Tuesday, 1 March 2016

My Must-Have Train Spotting Accessory


I go to the gym. It’s boring but I think it’s probably a good idea overall. I am not known - at the gym or anywhere else, for that matter - for being fashionably turned out. I wear what I have always worn; cheap trainers, tee-shirt and whatever shorts are available. I almost certainly stand out as being amazingly non-descript. What amazes me is what people carry around with them in there.

In addition to the co-ordinated specialist gym wear, you can be sure that at any one time there will be towels, drinks bottles, books, mobile phones, i-pods, paper tissues [left behind on the machines in the drink holder recess - lovely], various performance monitoring pieces of equipment [don’t ask me], bags [there are lockers], bunches of keys, head bands and other stuff for keeping hair in place, hats [HATS! - IT’S INSIDE AND IT’S SWEATY], print-out gym programme sheets and an outer layer that has to be peeled off whilst trying not to fall off the tread mill.

Then there are the guys who have gone off at a tangent and decided that they should make the gym a retirement activity and maybe have been nudged in that direction by medical advice, but who have never taken regular exercise since compulsory cross-country at school, and who suddenly turn up in a pair of walking trousers, a shirt with a collar, a short sleeved pullover knitted by their wife some time during the previous millennium and a pair of grubby white plimsolls, circa 1969. Perhaps they make me look really cool by comparison, but on the other hand, maybe not.

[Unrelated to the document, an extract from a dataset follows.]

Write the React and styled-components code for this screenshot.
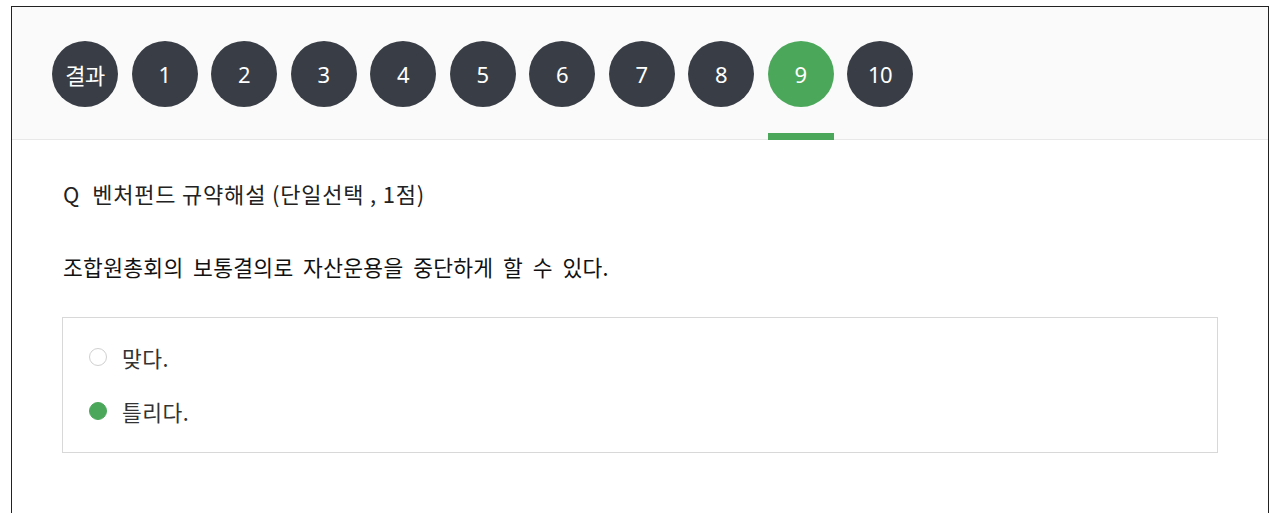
import React, { useState } from 'react';
import styled, { createGlobalStyle } from 'styled-components';

const GlobalStyle = createGlobalStyle`
  body {
    margin: 0;
    background: #fff;
    font-family: "Noto Sans CJK KR", "Noto Sans", sans-serif;
    color: #222;
  }
`

const tabs = ['결과', '1', '2', '3', '4', '5', '6', '7', '8', '9', '10'];

const options = ['맞다.', '틀리다.'];

const App = () => {
  const [current, setCurrent] = useState('9');
  const [answer, setAnswer] = useState(1);

  return (
    <>
      <GlobalStyle />
      <Frame>
        <TabBar>
          {tabs.map((tab) => (
            <TabItem key={tab} $active={tab === current} onClick={() => setCurrent(tab)}>
              <TabCircle $active={tab === current} $word={tab.length > 2}>{tab}</TabCircle>
            </TabItem>
          ))}
        </TabBar>

        <Content>
          <QuestionTitle>
            <span>Q</span>
            <span>벤처펀드 규약해설 (단일선택 , 1점)</span>
          </QuestionTitle>
          <QuestionText>조합원총회의 보통결의로 자산운용을 중단하게 할 수 있다.</QuestionText>

          <OptionBox>
            {options.map((option, i) => (
              <OptionRow key={option} onClick={() => setAnswer(i)}>
                <Radio $checked={answer === i} />
                <OptionLabel>{option}</OptionLabel>
              </OptionRow>
            ))}
          </OptionBox>
        </Content>
      </Frame>
    </>
  )
}

const Frame = styled.div`
  margin: 6px 11px 0;
  min-height: 520px;
  border: 1px solid #222;
  border-bottom: none;
  box-sizing: border-box;
  background: #fff;
`

const TabBar = styled.div`
  display: flex;
  gap: 13.5px;
  padding: 34px 40px 0;
  height: 133px;
  box-sizing: border-box;
  background: #fafafa;
  border-bottom: 1px solid #e8e8e8;
`

const TabItem = styled.div`
  position: relative;
  height: 100%;
  cursor: pointer;

  &::after {
    content: '';
    display: ${(p) => (p.$active ? 'block' : 'none')};
    position: absolute;
    left: 0;
    right: 0;
    bottom: -1px;
    height: 7px;
    background: #4ba85a;
  }
`

const TabCircle = styled.div`
  width: 66px;
  height: 66px;
  border-radius: 50%;
  display: flex;
  align-items: center;
  justify-content: center;
  background: ${(p) => (p.$active ? '#4ba85a' : '#393e46')};
  color: #fff;
  font-family: "Noto Sans", "Noto Sans CJK KR", sans-serif;
  font-size: ${(p) => (p.$word ? '19px' : '22px')};
  font-weight: ${(p) => (p.$word ? 700 : 400)};
  letter-spacing: -0.5px;
`

const Content = styled.div`
  padding: 38px 50px 40px 51px;
`

const QuestionTitle = styled.div`
  display: flex;
  gap: 12px;
  font-size: 22px;
  line-height: 30px;
  letter-spacing: 0.8px;
  color: #222;
`

const QuestionText = styled.div`
  margin-top: 44px;
  font-size: 21.5px;
  line-height: 30px;
  letter-spacing: 0.3px;
  word-spacing: 4.5px;
  color: #111;
`

const OptionBox = styled.div`
  margin-top: 35px;
  margin-left: -1px;
  padding: 21px 26px 23px;
  border: 1px solid #d8d8d8;
  display: flex;
  flex-direction: column;
  gap: 18px;
`

const OptionRow = styled.label`
  display: flex;
  align-items: center;
  gap: 15px;
  height: 36px;
  cursor: pointer;
`

const Radio = styled.span`
  width: 18px;
  height: 18px;
  border-radius: 50%;
  box-sizing: border-box;
  border: 1px solid ${(p) => (p.$checked ? '#4ba85a' : '#d0d0d0')};
  background: ${(p) => (p.$checked ? '#4ba85a' : '#fff')};
  flex: none;
`

const OptionLabel = styled.span`
  font-size: 21.5px;
  letter-spacing: 0.5px;
  color: #333;
`

export default App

Cold and unloved at Barry scrapyard on the last day of 1967 in the photo – and that’s me on top, as well, displaying the statutory anorak, of course. The alternative duffle coat never really appealed to me, but I have long since upgraded to cagoules, which had not been invented then. What strikes me about this pose, however, is the short length of my trouser leg. That must have been a bit draughty. At least they would not get snagged whilst clambering over any rusting hulks that happened to be lying in my path.
Not long ago, I enhanced my train spotter’s kit by buying a pair of goggles. I should have done this 55 years ago, but, as I’ve already admitted and various family members will confirm, I’m not the quickest on the uptake, when it comes to being hip. They would have been very useful between
1960 and 1968 in saving me from serious [though thankfully short-lived] pain, when travelling immediately behind many a steam locomotive with my head stuck out of the front carriage window. I have already made use of them on the Scarborough Spa Express behind Royal Scot Class No. 46115 Scots Guardsman, over the Settle and Carlisle behind Black Five 45305 and on one or two of the heritage railways as well. In all cases, I have found the enhanced, goggle-eyed, experience most invigorating. This item is definitely not going to be a railway antique for some time to come.